▶ [AIM OF THE EXERCISE]:
Starting from the top of the material, restate each line exactly until the line that contains "import React from", which is also copied. Pictures are excluded.

▶ [INFORMATION SUPPLIED]:
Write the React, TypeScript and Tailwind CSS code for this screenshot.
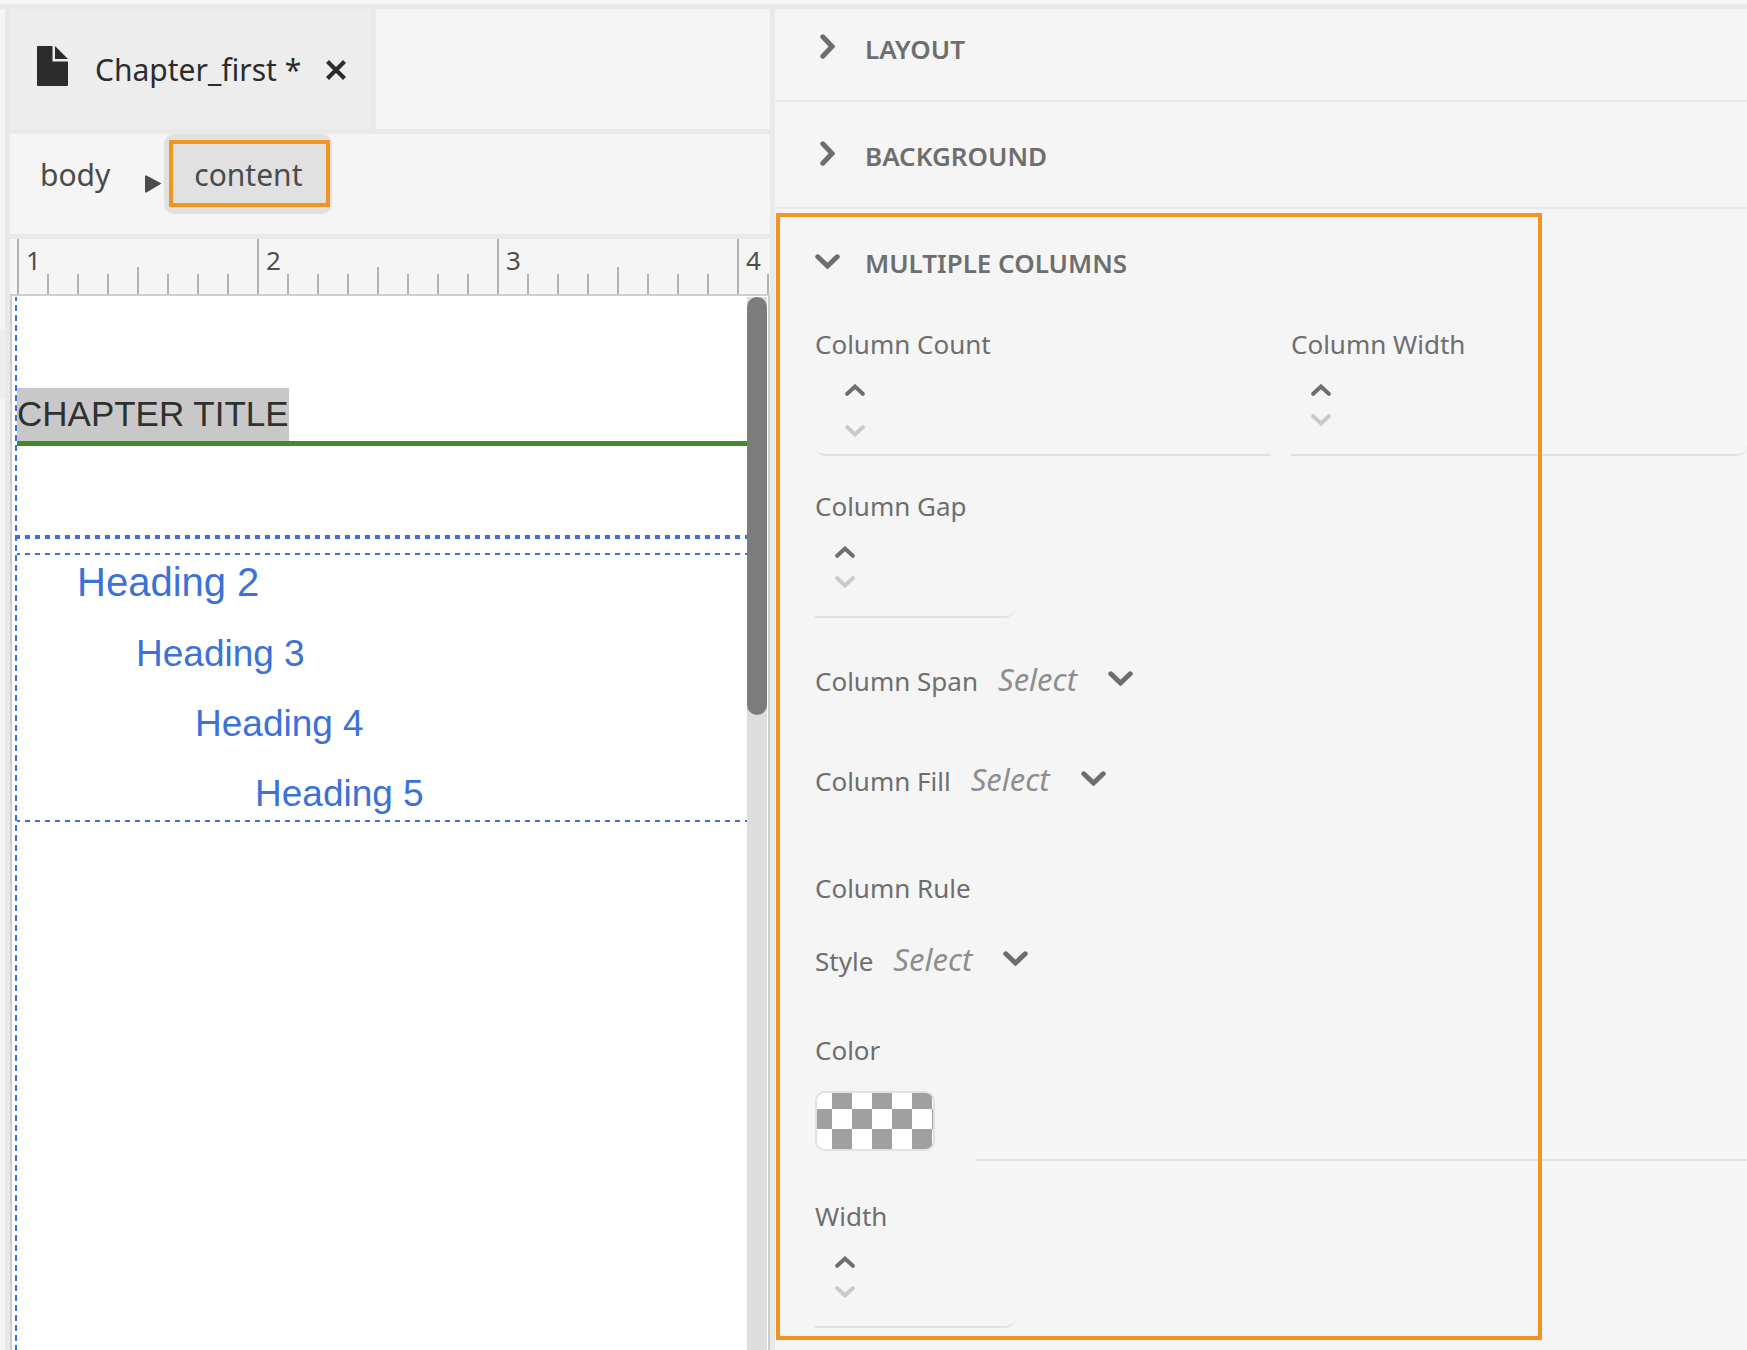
import React from "react";

function Chevron({ direction }: { direction: "down" | "right" }) {
  const down = direction === "down";
  return (
    <svg
      width={down ? 25 : 15}
      height={down ? 15 : 25}
      viewBox={down ? "0 0 25 15" : "0 0 15 25"}
      fill="none"
      stroke="#6e6e6e"
      strokeWidth="5"
      strokeLinecap="round"
      aria-hidden="true"
    >
      <path d={down ? "M2.8 2.8 L12.5 12 L22.2 2.8" : "M2.8 2.8 L12 12.5 L2.8 22.2"} />
    </svg>
  );
}

function StepArrow({ up }: { up: boolean }) {
  return (
    <svg width="20" height="12" viewBox="0 0 20 12" fill="none" strokeWidth="4" strokeLinecap="round" stroke={up ? "#6e6e6e" : "#cacaca"} aria-hidden="true">
      <path d={up ? "M2.2 9.8 L10 2.6 L17.8 9.8" : "M2.2 2.2 L10 9.4 L17.8 2.2"} />
    </svg>
  );
}

function Label({ htmlFor, children }: { htmlFor: string; children: React.ReactNode }) {
  return (
    <label htmlFor={htmlFor} className="block pt-0.5 text-[26px] leading-[34px] whitespace-nowrap">
      {children}
    </label>
  );
}

function Stepper({ id, label, fieldClass, spinClass }: { id: string; label: string; fieldClass: string; spinClass: string }) {
  return (
    <div>
      <Label htmlFor={id}>{label}</Label>
      <div className={`flex h-[95px] border-b-2 border-[#e1e1e1] pt-3.5 ${fieldClass}`}>
        <div className={`flex flex-col ${spinClass}`}>
          <button type="button" aria-label={`Increase ${label}`} className="flex h-[30px] w-5 items-center justify-center">
            <StepArrow up />
          </button>
          <button type="button" aria-label={`Decrease ${label}`} className="flex h-[30px] w-5 items-center justify-center">
            <StepArrow up={false} />
          </button>
        </div>
        <input id={id} type="text" className="min-w-0 flex-1 bg-transparent px-3 text-[26px] outline-none" />
      </div>
    </div>
  );
}

function SelectRow({ id, label, className }: { id: string; label: string; className: string }) {
  return (
    <div className={`flex h-9 items-center gap-5 ${className}`}>
      <Label htmlFor={id}>{label}</Label>
      <div className="relative flex h-9 items-center pb-0.5">
        <select id={id} className="h-9 w-[135px] appearance-none bg-transparent text-[31px] leading-9 text-[#8e8e8e] italic outline-none">
          <option>Select</option>
        </select>
        <span className="pointer-events-none absolute right-0 pb-0.5">
          <Chevron direction="down" />
        </span>
      </div>
    </div>
  );
}

function SectionHeader({ title, open = false }: { title: string; open?: boolean }) {
  return (
    <button type="button" aria-expanded={open} className="flex h-9 items-center pl-10 text-[26px] leading-9 font-semibold">
      <span className="flex w-[50px] items-center pb-1">
        <span className="flex w-[25px] justify-center">
          <Chevron direction={open ? "down" : "right"} />
        </span>
      </span>
      {title}
    </button>
  );
}

function Ruler() {
  return (
    <div className="flex h-[57px] overflow-hidden border-b-2 border-[#cdcdcd] pl-[7px]">
      {[1, 2, 3, 4].map((inch) => (
        <div key={inch} className="relative flex w-60 shrink-0 items-end">
          {[0, 1, 2, 3, 4, 5, 6, 7].map((tick) => (
            <span
              key={tick}
              className={`mr-7 w-0.5 shrink-0 bg-[#b1b1b1] ${tick === 0 ? "h-[55px]" : tick === 4 ? "h-[27px]" : "h-5"}`}
            />
          ))}
          <span className="absolute top-[3px] left-[9px] text-[26px] leading-9 text-[#4f4f4f]">{inch}</span>
        </div>
      ))}
    </div>
  );
}

function Canvas() {
  return (
    <div className="flex flex-1 border-x-2 border-[#cdcdcd] bg-white pr-px pl-[3px] font-['Liberation_Sans',sans-serif]">
      <div className="mt-px w-0.5 bg-[repeating-linear-gradient(180deg,#3f6fdf_0_4px,transparent_4px_8px,#3f6fdf_8px_10px)]" />
      <div className="min-w-0 flex-1 overflow-hidden">
        <h1 className="mt-[92px] border-b-[5px] border-[#438a2b] text-[35px] leading-[51px] text-[#303030]">
          <span className="inline-block bg-[#c8c8c8] pb-0.5">CHAPTER TITLE</span>
        </h1>
        <div className="mt-[89px] h-1 bg-[repeating-linear-gradient(90deg,#3f6fdf_0_3px,transparent_3px_8px,#3f6fdf_8px_10px)]" />
        <div className="mt-3.5 h-0.5 bg-[repeating-linear-gradient(90deg,#3f6fdf_0_3px,transparent_3px_8px,#3f6fdf_8px_10px)]" />
        <div className="flex flex-col gap-5 pb-px text-[37px] leading-[50px] text-[#3c72d6]">
          <h2 className="pl-[60px] text-[40px] leading-[54px]">Heading 2</h2>
          <h3 className="pl-[119px]">Heading 3</h3>
          <h4 className="pl-[178px]">Heading 4</h4>
          <h5 className="pl-[238px]">Heading 5</h5>
        </div>
        <div className="h-0.5 bg-[repeating-linear-gradient(90deg,#3f6fdf_0_3px,transparent_3px_8px,#3f6fdf_8px_10px)]" />
      </div>
      <div className="mt-px w-5 bg-[#dddddd]">
        <div className="h-[418px] rounded-full bg-[#7c7c7c]" />
      </div>
    </div>
  );
}

function Editor() {
  return (
    <main className="flex min-w-0 flex-col">
      <div className="flex h-[125px] border-b-[5px] border-[#e9e9e9]">
        <div className="flex items-center border-r-[5px] border-[#e9e9e9] bg-[#ededed] pr-[25px] pl-[27px] text-[#2c2c2c]">
          <svg width="31" height="40" viewBox="0 0 31 40" fill="currentColor" className="mb-1.5" aria-hidden="true">
            <path d="M0 1 Q0 0 1 0 H15.5 V15.5 H31 V39 Q31 40 30 40 H1 Q0 40 0 39 Z" />
            <path d="M18 0 L31 13 H18 Z" />
          </svg>
          <span className="ml-[27px] pt-0.5 text-[30px] leading-10 whitespace-nowrap">Chapter_first *</span>
          <button type="button" aria-label="Close tab" className="ml-[25px] flex h-8 items-center pt-0.5">
            <svg width="20" height="20" viewBox="0 0 20 20" fill="none" stroke="currentColor" strokeWidth="4.2" aria-hidden="true">
              <path d="M1.5 1.5 L18.5 18.5 M18.5 1.5 L1.5 18.5" />
            </svg>
          </button>
        </div>
      </div>
      <nav aria-label="Element path" className="flex h-[105px] items-start border-b-[5px] border-[#e9e9e9] text-[30px] leading-10 text-[#4b4b4b]">
        <button type="button" className="h-20 pt-0.5 pl-[30px]">body</button>
        <svg width="17" height="18" viewBox="0 0 17 18" fill="currentColor" className="mt-[41px] mr-0.5 ml-[35px] shrink-0" aria-hidden="true">
          <path d="M0 1.5 Q0 0 1.5 0.6 L16.5 8.5 L1.5 17.4 Q0 18 0 16.5 Z" />
        </svg>
        <button type="button" className="relative h-20 w-[168px] rounded-[10px] bg-[#e1e1e1] pt-0.5">
          content
          <span className="pointer-events-none absolute top-1.5 right-0.5 bottom-[7px] left-[5px] border-4 border-[#f29423]" />
        </button>
      </nav>
      <Ruler />
      <Canvas />
    </main>
  );
}

function Properties() {
  return (
    <aside className="min-w-0 overflow-hidden text-[#6e6e6e]">
      <div className="flex h-[93px] items-center border-b-2 border-[#e9e9e9] pb-3">
        <SectionHeader title="LAYOUT" />
      </div>
      <div className="flex h-[107px] items-center border-b-2 border-[#e9e9e9] pt-0.5">
        <SectionHeader title="BACKGROUND" />
      </div>
      <section className="relative pt-9 pb-3">
        <SectionHeader title="MULTIPLE COLUMNS" open />
        <div className="pl-10">
          <div className="mt-11 grid grid-cols-2 gap-5">
            <Stepper id="column-count" label="Column Count" fieldClass="rounded-bl-[10px]" spinClass="gap-[11px] pl-[30px]" />
            <Stepper id="column-width" label="Column Width" fieldClass="rounded-br-[10px]" spinClass="pl-5" />
          </div>
          <div className="mt-[31px] w-[200px]">
            <Stepper id="column-gap" label="Column Gap" fieldClass="rounded-br-[10px]" spinClass="pl-5" />
          </div>
          <SelectRow id="column-span" label="Column Span" className="mt-11" />
          <SelectRow id="column-fill" label="Column Fill" className="mt-16" />
          <h3 className="mt-[71px] pt-0.5 text-[26px] leading-[34px]">Column Rule</h3>
          <SelectRow id="rule-style" label="Style" className="mt-[37px]" />
          <div className="mt-[53px]">
            <Label htmlFor="rule-color">Color</Label>
            <div className="flex h-[94px] gap-10 pt-6">
              <button
                type="button"
                aria-label="Pick color"
                className="h-[60px] w-[120px] shrink-0 rounded-[10px] border-2 border-[#e1e1e1] bg-[repeating-conic-gradient(#a0a0a0_0_25%,#ffffff_0_50%)] bg-[length:40px_40px] bg-[position:-5px_-4px]"
              />
              <input id="rule-color" type="text" className="min-w-0 flex-1 border-b-2 border-[#e1e1e1] bg-transparent text-[26px] outline-none" />
            </div>
          </div>
          <div className="mt-9 w-[200px]">
            <Stepper id="rule-width" label="Width" fieldClass="rounded-br-[10px]" spinClass="pl-5" />
          </div>
        </div>
        <div className="pointer-events-none absolute top-1 right-[205px] bottom-0 left-px border-4 border-[#f29423]" />
      </section>
    </aside>
  );
}

export default function App() {
  return (
    <div className="flex min-h-screen flex-col bg-[#f5f5f5] pt-1 font-['Noto_Sans',sans-serif]">
      <div className="h-[5px] bg-[#e9e9e9]" />
      <div className="grid flex-1 grid-cols-[5px_5px_760fr_5px_972fr]">
        <div className="pt-80">
          <div className="h-[70px] bg-[#ededed]" />
        </div>
        <div className="bg-[#e9e9e9]" />
        <Editor />
        <div className="bg-[#e9e9e9]" />
        <Properties />
      </div>
    </div>
  );
}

▶ [SOLUTION]:
Write the React, TypeScript and Tailwind CSS code for this screenshot.
import React from "react";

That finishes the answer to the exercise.